Gargantuan Golden Dome contract vehicle clears 1,000-plus firms to vie for slices of $151 billion

Gargantuan Golden Dome contract vehicle clears 1,000-plus firms to vie for slices of 1 billion

More than 1,000 defense companies have been picked to compete for Golden Dome work worth up to $151 billion—one of the biggest contract vehicles ever.

The Missile Defense Agency selected 1,104 “qualifying offerers” out of 2,463 applicants, according to a Tuesday evening Defense Department announcement, choosing about 45% of those who entered. The qualifying firms are permitted to vie for contracts under the the multiple-award, indefinite-delivery/indefinite-quantity contract dubbed Scalable Homeland Innovative Enterprise Layered Defense, or SHIELD. A list of the companies is here.

“If all options are exercised, work will continue through December 2035,” the announcement said. “No funds will be obligated on the base award; funds will be obligated at the order level.”
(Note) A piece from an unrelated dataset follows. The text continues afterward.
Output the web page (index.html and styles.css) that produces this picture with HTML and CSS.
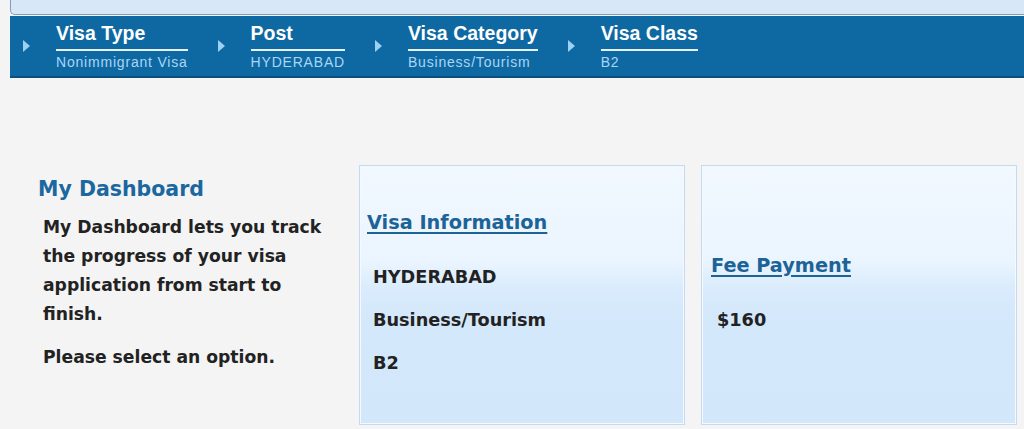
FILE: index.html
```html
<!DOCTYPE html>
<html>
<head>
<meta charset="utf-8">
<link rel="stylesheet" href="styles.css">
</head>
<body>
<div class="top-panel"></div>
<nav class="crumbs">
  <div class="step">
    <span class="arrow"></span>
    <div class="step-text">
      <div class="step-title">Visa Type</div>
      <div class="step-value">Nonimmigrant Visa</div>
    </div>
  </div>
  <div class="step">
    <span class="arrow"></span>
    <div class="step-text">
      <div class="step-title">Post</div>
      <div class="step-value">HYDERABAD</div>
    </div>
  </div>
  <div class="step">
    <span class="arrow"></span>
    <div class="step-text">
      <div class="step-title">Visa Category</div>
      <div class="step-value">Business/Tourism</div>
    </div>
  </div>
  <div class="step">
    <span class="arrow"></span>
    <div class="step-text">
      <div class="step-title">Visa Class</div>
      <div class="step-value">B2</div>
    </div>
  </div>
</nav>
<main class="main">
  <section class="intro">
    <h1 class="intro-title">My Dashboard</h1>
    <p class="intro-text">My Dashboard lets you track the progress of your visa application from start to finish.</p>
    <p class="intro-text">Please select an option.</p>
  </section>
  <section class="card card-info">
    <a class="card-link" href="#">Visa Information</a>
    <div class="card-item">HYDERABAD</div>
    <div class="card-item">Business/Tourism</div>
    <div class="card-item">B2</div>
  </section>
  <section class="card card-fee">
    <a class="card-link" href="#">Fee Payment</a>
    <div class="card-item">$160</div>
  </section>
</main>
</body>
</html>
```
FILE: styles.css
```css
html, body {
  margin: 0;
  padding: 0;
}
body {
  background: #f4f4f4;
  font-family: "DejaVu Sans", Verdana, sans-serif;
  width: 1024px;
  height: 429px;
  overflow: hidden;
}
.top-panel {
  margin-left: 10px;
  height: 14px;
  background: #d8e7f6;
  border-left: 1px solid #7d9dbf;
  border-bottom: 1px solid #7d9dbf;
  border-bottom-left-radius: 5px;
}
.crumbs {
  margin-left: 10px;
  margin-top: 1px;
  height: 60px;
  background: #0e69a3;
  border-bottom: 2px solid #0b4f7e;
  display: flex;
  align-items: flex-start;
  font-family: "Liberation Sans", Arial, sans-serif;
}
.step {
  display: flex;
  align-items: flex-start;
  margin-left: 30px;
}
.step:first-child {
  margin-left: 13px;
}
.arrow {
  width: 0;
  height: 0;
  margin-top: 24px;
  border-top: 6px solid transparent;
  border-bottom: 6px solid transparent;
  border-left: 7px solid #9dd0f2;
}
.step-text {
  margin-left: 26px;
  padding-top: 6px;
}
.step-title {
  color: #ffffff;
  font-weight: bold;
  font-size: 19.5px;
  line-height: 22px;
  padding-bottom: 5px;
  border-bottom: 2px solid #e6f1fa;
}
.step-value {
  color: #a9d6f5;
  font-size: 14px;
  letter-spacing: 0.8px;
  line-height: 18px;
  padding-top: 2px;
}
.main {
  display: flex;
  align-items: flex-start;
  margin-top: 87px;
  padding-left: 38px;
}
.intro {
  width: 321px;
  padding-top: 13px;
}
.intro-title {
  margin: 0;
  color: #1b679f;
  font-size: 20.5px;
  font-weight: bold;
  line-height: 22px;
}
.intro-text {
  width: 290px;
  margin: 13px 0 0 5px;
  color: #222222;
  font-size: 17.2px;
  font-weight: bold;
  line-height: 29px;
}
.intro-text + .intro-text {
  margin-top: 14px;
}
.card {
  box-sizing: border-box;
  height: 260px;
  padding-top: 5px;
  border: 1px solid #c3daf0;
  box-shadow: inset 0 0 0 1px #f3f9ff;
  background: linear-gradient(to bottom, #f1f8ff 0%, #ebf5ff 36%, #d9ebfc 48%, #d4e8fb 60%, #d3e7fb 100%);
  display: flex;
  flex-direction: column;
  justify-content: center;
}
.card-info {
  width: 326px;
  padding-left: 7px;
}
.card-fee {
  width: 316px;
  margin-left: 16px;
  padding-left: 9px;
}
.card-link {
  align-self: flex-start;
  color: #1c6397;
  font-size: 19.3px;
  font-weight: bold;
  line-height: 24px;
  text-decoration: underline;
  text-decoration-thickness: 2px;
  text-underline-offset: 3px;
  margin-bottom: 21px;
}
.card-item {
  margin-left: 6px;
  color: #222222;
  font-size: 17.7px;
  font-weight: bold;
  line-height: 43px;
}
```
Plans for the giant contract—the acquisition backbone of the Golden Dome missile-defense program—were revealed in May. The Pentagon is rapidly moving and casting a wide net following President Donald Trump’s promise to have the missile-defense system ready by the end of his term. 

Todd Harrison, a defense budget expert with the American Enterprise Institute, said the SHIELD effort marks one of the highest potential contracts of all time.

“I don’t know if it’s the largest ever, but it’s certainly near the top in terms of overall contract ceiling,” Harrison said. “The number of awards suggests that they’re just trying to get nearly everyone on contract so they have easy options to award actual funding later on.”

MDA initially set an October deadline for companies to apply for SHIELD eligibility. The deadline was pushed back after “over 1,500 questions from industry” followed, Defense One previously reported.

“If I was one of the companies that got an award, I wouldn’t be too excited. But if I was one of the ones that didn’t get an award, I would be pretty upset,” Harrison said. “It’s like logging into Ticketmaster to buy some concert tickets and not even getting into the waiting room.”

The SHIELD announcement follows other recent Golden Dome-related contracts. Last week, the Space Force awarded several small contracts to develop prototypes of the space-based interceptors envisioned to shoot down ballistic missiles in the initial moments of flight. The service declined to name the defense companies it had chosen, citing national security measures and because the types of contracts awarded were exempt from federal disclosure regulations.

Last Thursday, the service posted a presolicitation notice on SAM.gov asking for prototype ideas for a space-based “kinetic midcourse interceptor,” which would destroy missiles by slamming into them outside the atmosphere. That Applications are due  Dec. 7. Winners will receive contracts that, like the ones for the space-based interceptors, won’t require disclosure of the winners.